Por outro lado, existe um problema decorrente da falta de insumos químicos para o tratamento de pragas nos cacaueiros. Isso ocorre porque os cacaueiros têm um longo período de produção e, portanto, as empresas responsáveis pela produção de fertilizantes, sementes e pesticidas não estão interessadas em se concentrar no desenvolvimento de bioquímicos que contribuam para o cuidado dessas plantações, visto que sua rotação de culturas é relativamente limitada.
Assim, os produtos químicos atualmente disponíveis no mercado são perigosos e muito caros, dificultando o acesso dos agricultores aos insumos necessários para manter suas plantações em ótimas condições. Por esse motivo, é cada vez mais comum encontrar plantações com árvores doentes que produzem cacau impróprio para venda.
Esse problema com insumos químicos agrava o problema do desmatamento, pois quando plantações inteiras são atacadas por pragas ou doenças, os agricultores recorrem ao desmatamento de florestas nativas para iniciar novas plantações.

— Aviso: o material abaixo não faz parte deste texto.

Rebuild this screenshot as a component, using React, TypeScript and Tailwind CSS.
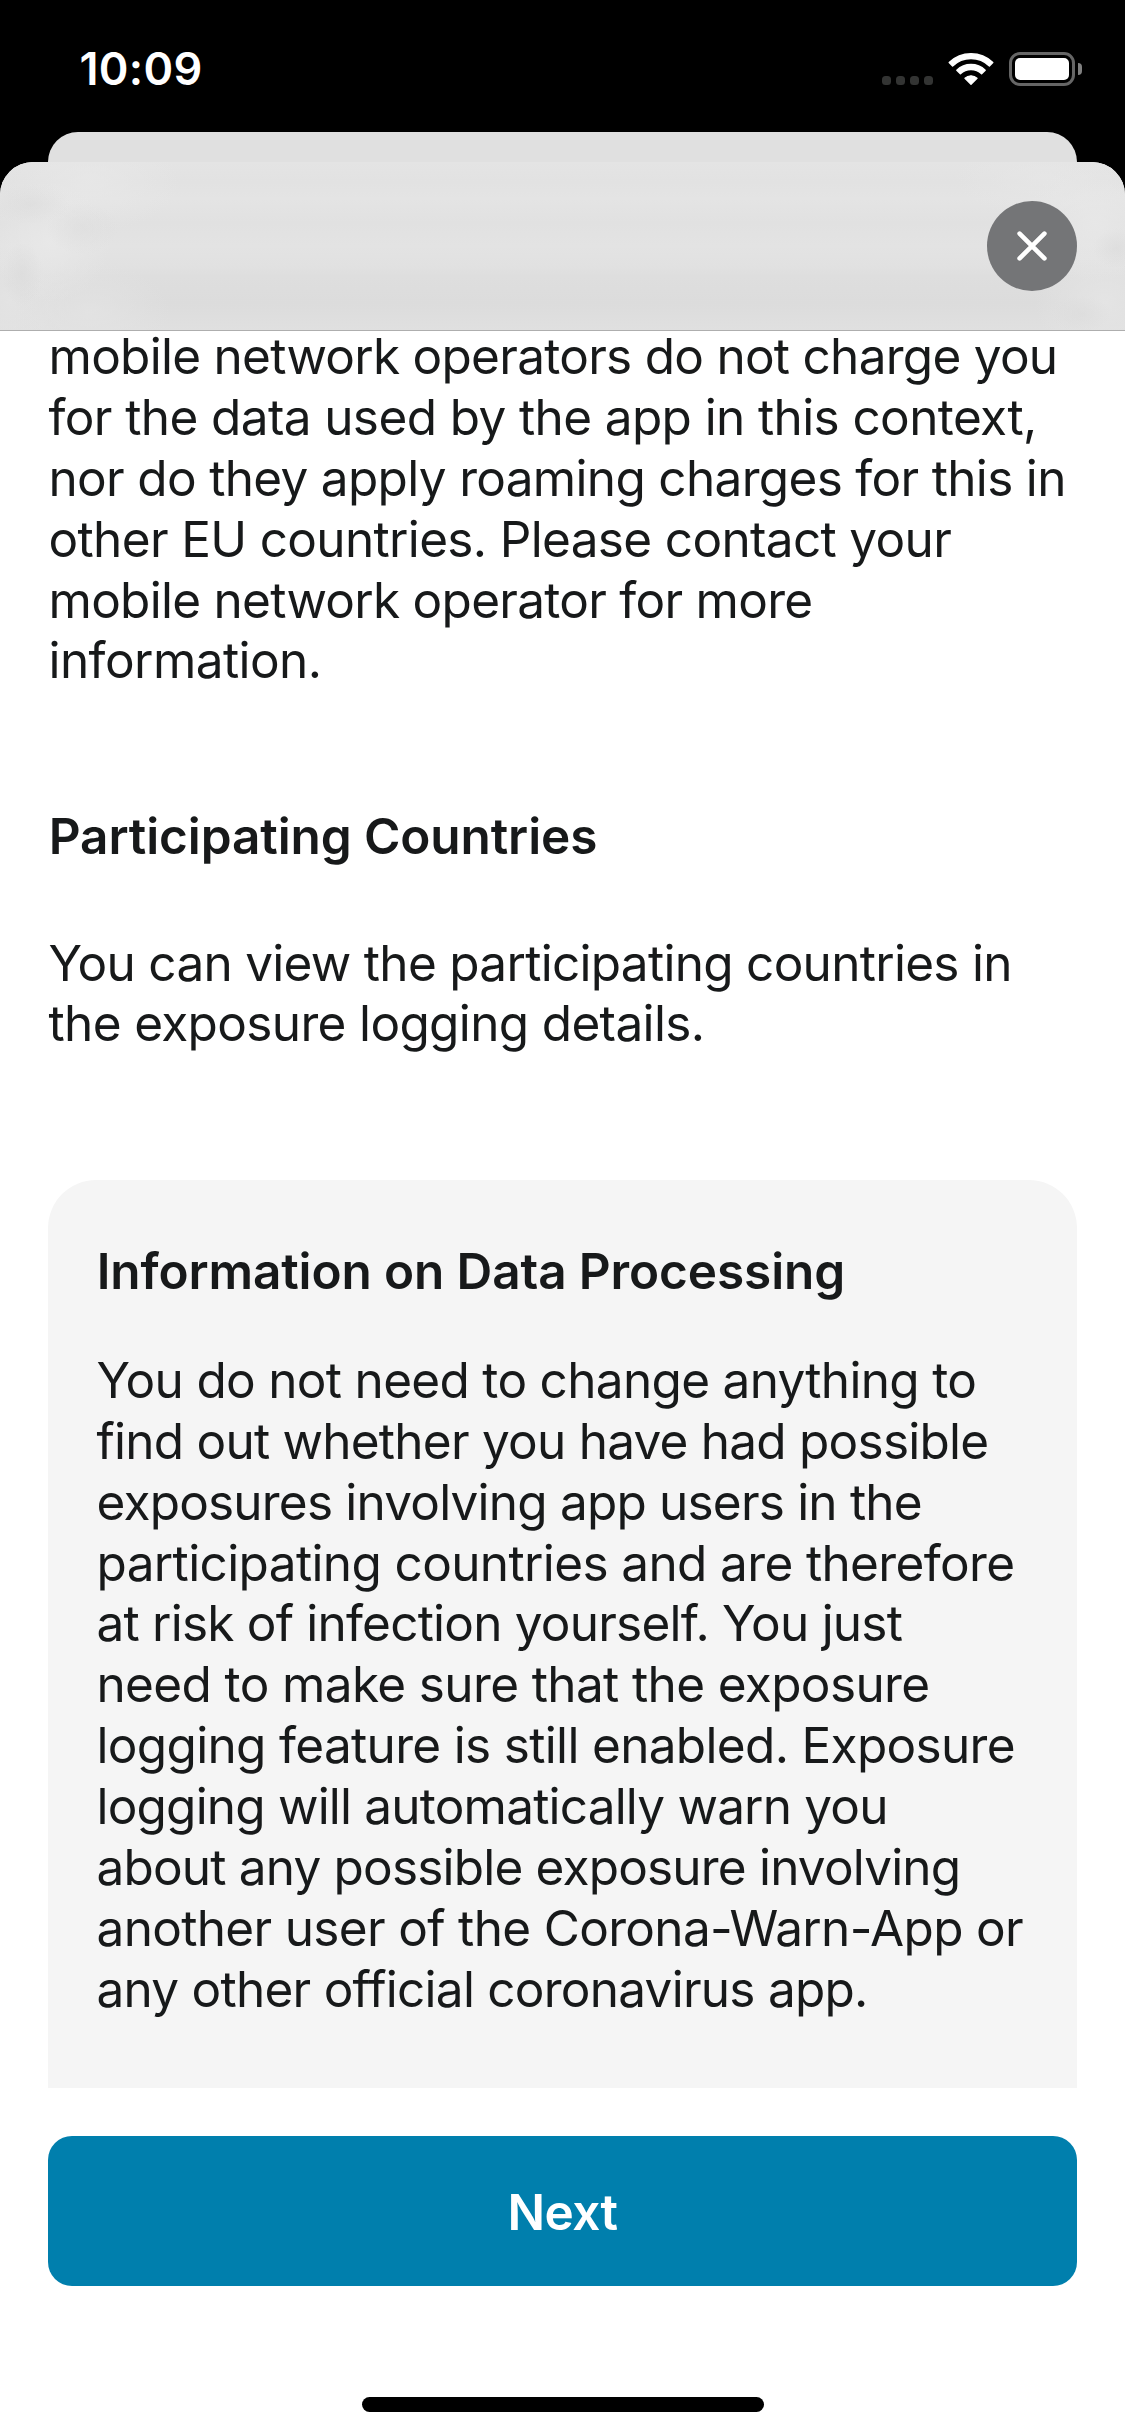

A expansão das plantações e o desmatamento de florestas nativas representam um grande problema ambiental e frequentemente não resolvem os problemas de produção, pois, uma vez plantado, o cacaueiro leva de três a cinco anos para crescer o suficiente para produzir frutos maduros. Portanto, não é uma cultura que possa ser implementada a curto prazo.
Além disso, trata-se de uma árvore que produz apenas duas safras por ano: uma safra principal, com maior quantidade de frutos disponíveis, e uma safra intermediária, na qual o volume de frutos diminui. Portanto, também constatamos que o cacau é um produto sazonal, cujas flutuações de preço não são compensadas pelo mercado final de chocolate.
O problema com a sazonalidade e os longos tempos de maturação do cacaueiro é que muitos dos hectares que atualmente produzem o cacau exportado para chocolate têm árvores com mais de 20 anos e não estão mais em seu estado ideal de produção, reduzindo assim a quantidade de grãos disponíveis.
Todo esse problema é seriamente agravado pelas mudanças climáticas, que têm impactado negativamente as plantações de cacau, especialmente na África. Para entender isso, é importante saber que o cacau é uma árvore nativa da América do Sul, portanto, as condições climáticas adequadas para ele são bastante específicas: requer pouca chuva e pode suportar curtos períodos de seca.
Atualmente, as condições climáticas no continente africano são muito diferentes e não atendem às necessidades dos produtores de cacau. Chuvas excessivas têm sido observadas em certas estações do ano, enquanto secas excessivas também têm afetado a produção de cacau. Assim, é possível entender que, embora as mudanças climáticas não sejam a principal causa da crise do cacau, são um de seus fatores agravantes.
Este artigo tem como objetivo explicar de forma clara e simples as raízes profundas da atual crise no setor do cacau, que levou a um aumento significativo nos preços do chocolate. É importante compreender que esta crise vai muito além dos efeitos das mudanças climáticas, pois é o resultado de um conjunto de situações e problemas que se desenvolveram ao longo do tempo. As mudanças climáticas são apenas um dos fatores que agravam esta situação.
Buscamos também conscientizar sobre essa situação, entendendo que por trás do aumento do preço do chocolate estão profundas crises sociais e econômicas que afetam a vida de centenas de milhares de pessoas em países como a Costa do Marfim e Gana, onde agricultores recorreram até mesmo ao trabalho infantil para sobreviver em um setor assolado pela produção em massa. Isso torna cada vez mais difícil atender ao nível de produtividade exigido pelo mercado, o que não só impacta as pessoas, mas também o meio ambiente.